Une colonne d’eau (Life prototype), 2017. Photo by Laura Wilson.

When an invisible infrastructural tool comes out to daylight in the form of a sleek work of art and suggests public engagement, one realizes its dwarfing size and potential impacts on natural and social habitat. Tuazon aims to unravel ideas and facts for public conversation, and in this case, the topic is the environmental crisis and urgency for clean water. Transforming sculpture into a social catalyst, he not only triggers awareness for crucial issues, but also offers a hub for contemplation.
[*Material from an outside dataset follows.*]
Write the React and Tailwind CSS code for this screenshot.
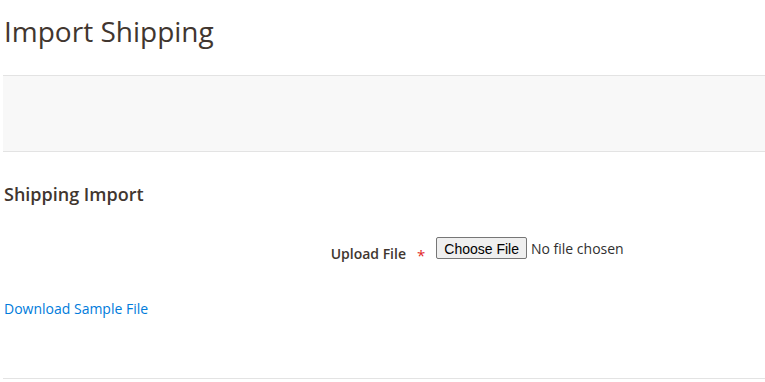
export default function App() {
  return (
    <div className="w-[765px] h-[382px] bg-white font-['Open_Sans',sans-serif] text-[#41362f] overflow-hidden">
      <div className="pl-[4px] pt-[13px] h-[75px]">
        <h1 className="text-[28px] leading-[36px] font-normal">Import Shipping</h1>
      </div>
      <div className="ml-[3px] h-[77px] bg-[#f8f8f8] border-y border-[#e3e3e3]" />
      <div className="pl-[4px] pt-[29px]">
        <h2 className="text-[18px] leading-[26px] font-semibold">Shipping Import</h2>
        <div className="flex items-start mt-[30px]">
          <div className="w-[402px] pt-[7px] text-right text-[14px] font-semibold leading-[20px]">Upload File</div>
          <span className="ml-[11px] pt-[11px] text-[#e22626] text-[15px] leading-[14px]">*</span>
          <input type="file" className="ml-[11px] text-[14px] leading-[22px] text-[#303030] file:mr-[4px] file:h-[22px] file:px-[7px] file:border file:border-[#767676] file:rounded-[2px] file:bg-[#efefef] file:text-black file:font-['Liberation_Sans',sans-serif] file:text-[14px]" />
        </div>
        <a href="#" className="block mt-[35px] text-[14px] leading-[20px] text-[#007bdb]">Download Sample File</a>
      </div>
      <div className="mt-[59px] ml-[3px] border-t border-[#e3e3e3]" />
    </div>
  );
}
Passing through an encapsulating pit, participants find tranquility in its smooth blue interior, while facing the reality of its socio-political resonance.

“I am interested in reversing the rules of engagement,” explains Tuazon in his soft-spoken way, mentioning his plan to install one of his “Water School” sculptures in solidarity with the Cedar Spring community. Either merging a stage and a fireplace into one entity for his Skulptur Projekte Münster project Burn the Formwork or placing a basketball hoop made out of a tree at the Brooklyn Bridge Park, Tuazon has long been invested in gathering communities together around sculpture and the power of everyday utilitarian objects. The concept of stripping tools from their function was evident in his recent solo exhibition at Chelsea’s Luhring Augustine, where he exhibited works from his Zome Alloy series with modular wooden compartments that allow for multiple display methods. Exhibited in various parts of the globe over the years, including Messeplatz during Art Basel 2016, the work reminds topics that might pass by the mainstream attention. “I am realizing that a project like Water School is a long-term engagement and commitment to think beyond protest actions for reliable alternatives for devastating effects of fossil fuel extraction,” Tuazon says when asked about the future of his practice.